Universal cell image embeddings using masked autoencoders and vision transformers

Self-supervised representation learning of cellular morphology / perturbation state across cell types and image modalities to build a foundational vision model capable of universally embedding all in vitro cellular image modalities.

Multiscale modality-agnostic molecular embeddings using chemical language models

Protein, DNA, RNA, and small molecule language models have strong in-domain performance but lack generality: e.g., protein language models don't understand chemical modification / non-natural amino acids, but peptides with such properties are crucial therapeutic targets. Using self-supervision and hierarchical / stochastic tokenization schemes, we train a truly general language model on the entirety of biologically-relevant molecule space, for universally applicable embeddings and generative models.

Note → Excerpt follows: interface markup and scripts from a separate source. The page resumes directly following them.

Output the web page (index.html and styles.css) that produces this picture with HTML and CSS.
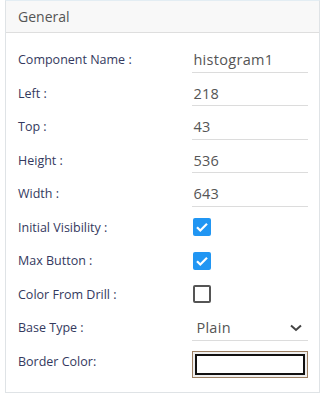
FILE: index.html
```html
<!DOCTYPE html>
<html>
<head>
	<title>properties</title>
	<link rel="stylesheet" href="styles.css">
</head>
<body>
	<div class="panel">
		<div class="panel-head">General</div>
		<div class="panel-body">
			<div class="row">
				<label class="lbl">Component Name :</label>
				<div class="field"><span class="val">histogram1</span></div>
			</div>
			<div class="row">
				<label class="lbl">Left :</label>
				<div class="field"><span class="val">218</span></div>
			</div>
			<div class="row">
				<label class="lbl">Top :</label>
				<div class="field"><span class="val">43</span></div>
			</div>
			<div class="row">
				<label class="lbl">Height :</label>
				<div class="field"><span class="val">536</span></div>
			</div>
			<div class="row">
				<label class="lbl">Width :</label>
				<div class="field"><span class="val">643</span></div>
			</div>
			<div class="row">
				<label class="lbl">Initial Visibility :</label>
				<div class="check on">
					<svg width="18" height="18" viewBox="0 0 18 18"><path d="M4 9.2l3.3 3.3L14 5.8" fill="none" stroke="#fff" stroke-width="2.2"/></svg>
				</div>
			</div>
			<div class="row">
				<label class="lbl">Max Button :</label>
				<div class="check on">
					<svg width="18" height="18" viewBox="0 0 18 18"><path d="M4 9.2l3.3 3.3L14 5.8" fill="none" stroke="#fff" stroke-width="2.2"/></svg>
				</div>
			</div>
			<div class="row">
				<label class="lbl">Color From Drill :</label>
				<div class="check"></div>
			</div>
			<div class="row">
				<label class="lbl">Base Type :</label>
				<div class="field select">
					<span class="val">Plain</span>
					<svg width="12" height="8" viewBox="0 0 12 8"><path d="M1 1.5l5 4.5 5-4.5" fill="none" stroke="#444" stroke-width="2"/></svg>
				</div>
			</div>
			<div class="row">
				<label class="lbl">Border Color:</label>
				<div class="swatch"><div class="swatch-in"></div></div>
			</div>
		</div>
	</div>
</body>
</html>
```

FILE: styles.css
```css
body{
	margin:0;
	font-family:"Open Sans",sans-serif;
	background:#fff;
}
.panel{
	margin-left:5px;
	border:1px solid #dfe3e6;
	border-top-color:#e3edf3;
	box-sizing:border-box;
	width:315px;
	height:393px;
}
.panel-head{
	height:31px;
	line-height:31px;
	padding-left:12px;
	background:#f8f8f8;
	border-bottom:1px solid #dedede;
	font-size:14px;
	color:#555;
}
.panel-body{
	padding:10px 11px 0 12px;
}
.row{
	display:flex;
	align-items:center;
	height:33.5px;
}
.lbl{
	width:175px;
	font-size:12.5px;
	color:#34395e;
}
.field{
	width:116px;
	height:25px;
	display:flex;
	align-items:center;
	border-bottom:1px solid #dcdcdc;
	margin-top:1px;
	box-sizing:border-box;
	padding-left:1px;
}
.val{
	font-size:14.5px;
	letter-spacing:0.3px;
	color:#555;
}
.select{
	justify-content:space-between;
	padding-left:4px;
	padding-right:6px;
}
.check{
	width:18px;
	height:18px;
	box-sizing:border-box;
	border:2px solid #555;
	border-radius:2px;
}
.check.on{
	background:#2196f3;
	border:none;
}
.check svg{
	display:block;
}
.swatch{
	width:116px;
	height:27px;
	box-sizing:border-box;
	border:1px solid #9c7f62;
	background:#efefef;
	padding:2px;
	margin-top:6px;
}
.swatch-in{
	height:100%;
	box-sizing:border-box;
	border:2px solid #111;
	background:#fff;
}
```
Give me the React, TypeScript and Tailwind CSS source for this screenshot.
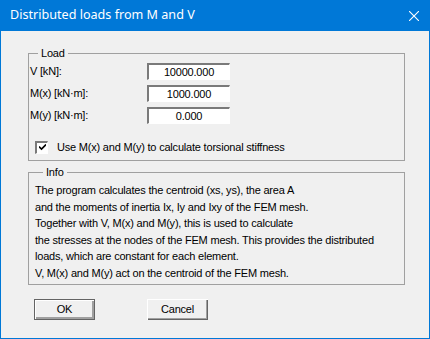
const sunken =
  'border-t-2 border-l-2 border-r border-b border-t-[#7a7a7a] border-l-[#7a7a7a] border-r-white border-b-white bg-white';

function Field({ label, value }: { label: string; value: string }) {
  return (
    <div className="flex items-center h-[17px]">
      <span className="w-[117px]">{label}</span>
      <div className={`w-[83px] h-[17px] flex items-center justify-center leading-none ${sunken}`}>
        {value}
      </div>
    </div>
  );
}

function Button({ label, primary }: { label: string; primary?: boolean }) {
  return (
    <button
      className={`w-[61px] h-[21px] flex items-center justify-center bg-[#f0f0f0] ${
        primary
          ? 'border border-[#646464] shadow-[inset_1px_1px_0_#fff,inset_-2px_-2px_0_#a0a0a0]'
          : 'shadow-[inset_1px_1px_0_#fff,inset_-1px_-1px_0_#646464,inset_-2px_-2px_0_#a0a0a0]'
      }`}
    >
      {label}
    </button>
  );
}

export default function App() {
  return (
    <div className="w-[430px] h-[339px] bg-[#0078d7] px-px pb-px flex flex-col text-[11px] tracking-[-0.2px] text-black font-['Liberation_Sans',sans-serif]">
      {/* Title bar */}
      <div className="h-[31px] flex items-center justify-between pl-[9px] pr-[10px] text-white">
        <span className="text-[12.6px] tracking-normal font-['Noto_Sans',sans-serif]">
          Distributed loads from M and V
        </span>
        <svg width="10" height="10" viewBox="0 0 10 10">
          <path d="M0 0 L10 10 M10 0 L0 10" stroke="#fff" strokeWidth="1.1" />
        </svg>
      </div>

      <div className="flex-1 bg-[#f0f0f0] flex flex-col pl-[27px] pt-[16px]">
        {/* Load group */}
        <fieldset className="w-[377px] h-[114px] border border-[#a0a0a0] pl-[1px]">
          <legend className="ml-[8px] px-[3px] leading-[13px]">Load</legend>
          <div className="flex flex-col gap-[5px] mt-[3px]">
            <Field label="V [kN]:" value="10000.000" />
            <Field label="M(x) [kN·m]:" value="1000.000" />
            <Field label="M(y) [kN·m]:" value="0.000" />
          </div>
          <div className="flex items-center mt-[15px] ml-[5px] gap-[9px]">
            <div className={`w-[13px] h-[13px] flex items-center justify-center ${sunken}`}>
              <svg width="7" height="7" viewBox="0 0 7 7">
                <path d="M0 2.5 L2.5 5 L7 0.5" stroke="#000" strokeWidth="1.6" fill="none" />
              </svg>
            </div>
            <span>Use M(x) and M(y) to calculate torsional stiffness</span>
          </div>
        </fieldset>

        {/* Info group */}
        <fieldset className="w-[377px] h-[119px] border border-[#a0a0a0] mt-[5px] pl-[6px]">
          <legend className="ml-[8px] px-[3px] leading-[13px]">Info</legend>
          <div className="leading-[16.5px] mt-[3px]">
            <p>The program calculates the centroid (xs, ys), the area A</p>
            <p>and the moments of inertia Ix, Iy and Ixy of the FEM mesh.</p>
            <p>Together with V, M(x) and M(y), this is used to calculate</p>
            <p>the stresses at the nodes of the FEM mesh. This provides the distributed</p>
            <p>loads, which are constant for each element.</p>
            <p>V, M(x) and M(y) act on the centroid of the FEM mesh.</p>
          </div>
        </fieldset>

        {/* Buttons */}
        <div className="flex gap-[52px] mt-[14px] ml-[6px]">
          <Button label="OK" primary />
          <Button label="Cancel" />
        </div>
      </div>
    </div>
  );
}
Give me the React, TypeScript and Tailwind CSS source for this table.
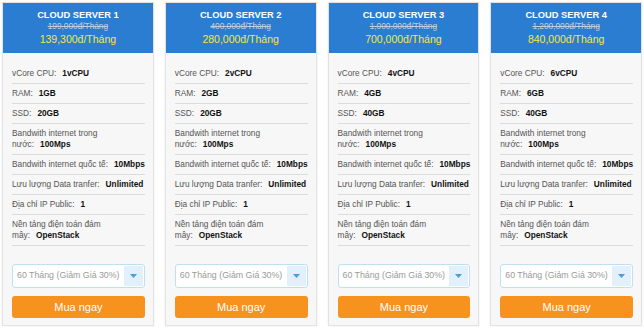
import type { ReactNode } from "react";

interface Plan {
  name: string;
  oldPrice: string;
  price: string;
  cpu: string;
  ram: string;
  ssd: string;
}

const plans: Plan[] = [
  { name: "CLOUD SERVER 1", oldPrice: "199,000đ/Tháng", price: "139,300đ/Tháng", cpu: "1vCPU", ram: "1GB", ssd: "20GB" },
  { name: "CLOUD SERVER 2", oldPrice: "400,000đ/Tháng", price: "280,000đ/Tháng", cpu: "2vCPU", ram: "2GB", ssd: "20GB" },
  { name: "CLOUD SERVER 3", oldPrice: "1,000,000đ/Tháng", price: "700,000đ/Tháng", cpu: "4vCPU", ram: "4GB", ssd: "40GB" },
  { name: "CLOUD SERVER 4", oldPrice: "1,200,000đ/Tháng", price: "840,000đ/Tháng", cpu: "6vCPU", ram: "6GB", ssd: "40GB" },
];

// rows never wrap on their own; the two long labels break by hand like the original
function Row({ label, value }: { label: ReactNode; value: string }) {
  return (
    <li className="border-b border-[#dcdcdc] py-[4px] text-[8.3px] leading-[11px] whitespace-nowrap text-[#555]">
      {label}
      <span className="ml-[6px] font-bold text-[#111]">{value}</span>
    </li>
  );
}

function PlanCard({ plan }: { plan: Plan }) {
  return (
    <div className="flex flex-col border border-[#e2e2e2] bg-[#f7f7f7] shadow-[0_0_2px_rgba(0,0,0,0.08)]">
      <div className="flex h-[50px] flex-col items-center justify-center bg-[#2a7dd1] pb-[1px]">
        <h3 className="text-[9.3px] leading-[12px] font-bold text-white">{plan.name}</h3>
        <p className="text-[8.3px] leading-[10px] text-[#c2cedb] line-through">{plan.oldPrice}</p>
        <p className="mt-[1px] text-[10.5px] leading-[14px] text-[#f7ea3a]">{plan.price}</p>
      </div>

      <div className="pt-[11px] pr-[8px] pb-[7px] pl-[9px]">
        <ul>
          <Row label="vCore CPU:" value={plan.cpu} />
          <Row label="RAM:" value={plan.ram} />
          <Row label="SSD:" value={plan.ssd} />
          <Row label={<>Bandwith internet trong<br />nước:</>} value="100Mps" />
          <Row label="Bandwith internet quốc tế:" value="10Mbps" />
          <Row label="Lưu lượng Data tranfer:" value="Unlimited" />
          <Row label="Địa chỉ IP Public:" value="1" />
          <Row label={<>Nền tảng điện toán đám<br />mây:</>} value="OpenStack" />
        </ul>

        <div className="mt-[18px] flex h-[24px] items-center justify-between rounded-[3px] border border-[#bfe0f2] bg-white pr-[1px] pl-[4px]">
          <span className="text-[8.8px] text-[#9a9a9a]">60 Tháng (Giảm Giá 30%)</span>
          <span className="flex h-[20px] w-[19px] items-center justify-center bg-[#e1f0fa]">
            <svg width="7" height="4" viewBox="0 0 7 4">
              <path d="M0 0h7L3.5 4z" fill="#4a9ed6" />
            </svg>
          </span>
        </div>

        <button className="mt-[8px] h-[22px] w-full rounded-[3px] bg-[#f7921f] text-[11px] text-white">
          Mua ngay
        </button>
      </div>
    </div>
  );
}

export default function App() {
  return (
    <div className="min-h-[329px] bg-white px-[2px] pt-[2px] font-['Liberation_Sans',Arial,sans-serif]">
      <div className="grid grid-cols-4 gap-[11px]">
        {plans.map((plan) => (
          <PlanCard key={plan.name} plan={plan} />
        ))}
      </div>
    </div>
  );
}
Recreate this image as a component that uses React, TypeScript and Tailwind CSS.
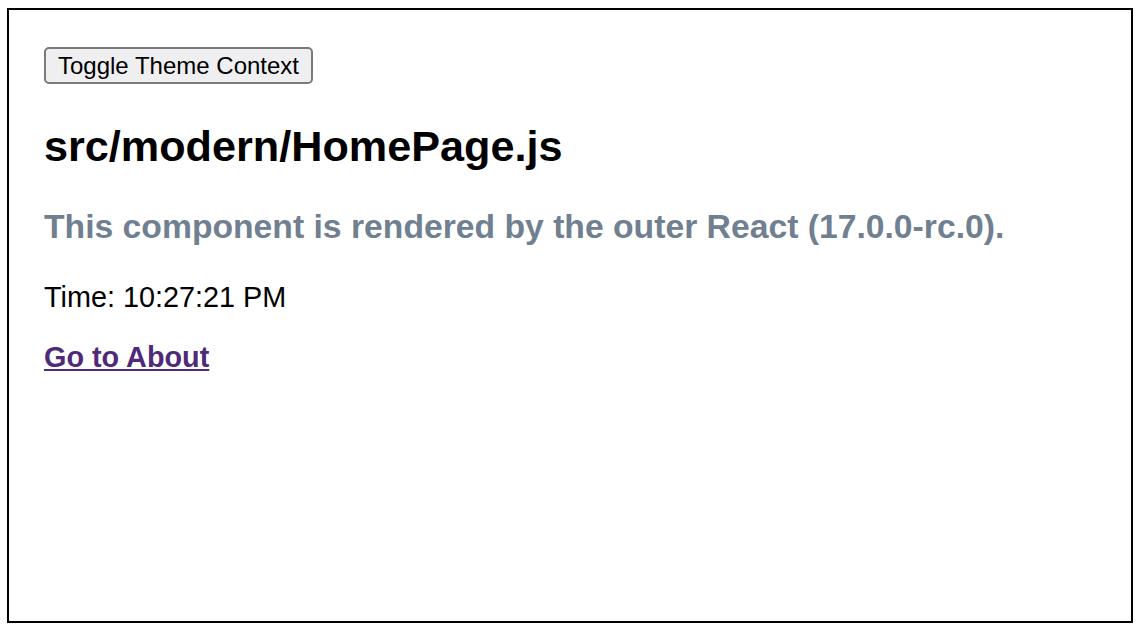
export default function App() {
  const font = { fontFamily: '"Liberation Sans", Arial, Helvetica, sans-serif' };
  return (
    <div className="w-[1142px] h-[632px] bg-white pt-[8px] pl-[7px]" style={font}>
      <div className="w-[1126px] h-[615px] border-2 border-black px-[35px] pt-[37px]">
        <button className="h-[37px] w-[269px] text-[24px] leading-none text-black bg-[#efeff1] border-2 border-[#7a7a7a] rounded-[5px]">
          Toggle Theme Context
        </button>
        <h2 className="mt-[37px] text-[43.2px] font-bold leading-[50px] text-black">src/modern/HomePage.js</h2>
        <h3 className="mt-[36px] text-[33.7px] font-bold leading-[39px] text-[#708090]">
          This component is rendered by the outer React (17.0.0-rc.0).
        </h3>
        <p className="mt-[35px] text-[28.8px] leading-[33px] text-black">Time: 10:27:21 PM</p>
        <p className="mt-[27px] text-[28.8px] leading-[33px]">
          <a href="#" className="font-bold text-[#4f2a78] underline">
            Go to About
          </a>
        </p>
      </div>
    </div>
  );
}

A byte-pair encoding (BPE) tokenizer for SELFIES strings

Tokenization is a key preprossing stem for training LLMs, but off the shelf NLP tokenizers (tiktoken, sentencepiece) produce undesirable artfacts when tokenizing string-based molecular representation. I implement a parallel / highly efficient BPE tokenizer in Rust with Python bindings exposed via PyO3/Maturin optimized for the SELFIES molecular representation syntax that outperforms off the shelf methods while producing significantly cleaner / more compact tokenized molecular representations that are compatible as inputs with Hugging Face models.

Rescuing recombinant protein expression in mammalian cells using protein language models

Coupling inverse folding sequence generators with an in-house LLM-based expression prediction model, we rescue non- and low-expressing proteins of interest by proposing variant sequences that reliably express at 10-100x the level of the parent sequence.

Pharmacokinetic property prediction from molecular structure

Accurately predicting half-life and clearance rate for monomer and multimer peptide / small protein therapeutics from historical data to reduce the need for pre-clinical animal trials. We use multitask Gaussian processes to leverage and factor all high dimension data relationships of interest, and make uncertainty-quantified predictions for novel molecular entities.

A Python library for high throughput cellular image data analysis

Foundational image / multimodal models are data hungry; to efficiently feed them with new data it's imperative to make data QC, collation, processing, analysis, and modeling as modular, performant, and painless as possible. A Python library with templated HPC workflows, a modular CLI, pre-prepared analysis notebooks, and import /export image QC enables rapid, reproducible, and verifiable microscope → knowledge distillation, as well as efficient data curation for training large foundational models.

A deep generative model of 3D single-cell organization

We introduce a framework for end-to-end integrative modeling of 3D single-cell multi-channel fluorescent image data of diverse subcellular structures. We employ stacked conditional β-variational autoencoders to first learn a latent representation of cell morphology, and then learn a latent representation of subcellular structure localization which is conditioned on the learned cell morphology. Paper link

About

I live on Vashon Island. I work at Novo Nordisk, training and applying multimodal biological foundation models to extracting knowledge from high dimensional experimental data.

Before that, I was a a Sr. Modeling Scientist at the Allen Insitute for Cell Science and a postdoc at the Institute for Systems Biology with the Hood-Price Lab .

I went grad school at CMU & Pitt, where I was advised by Dan Zuckerman,
and worked with Jim Faeder, Chris Langmead, Markus Dittrich, Bob Murphy, and Takis Benos .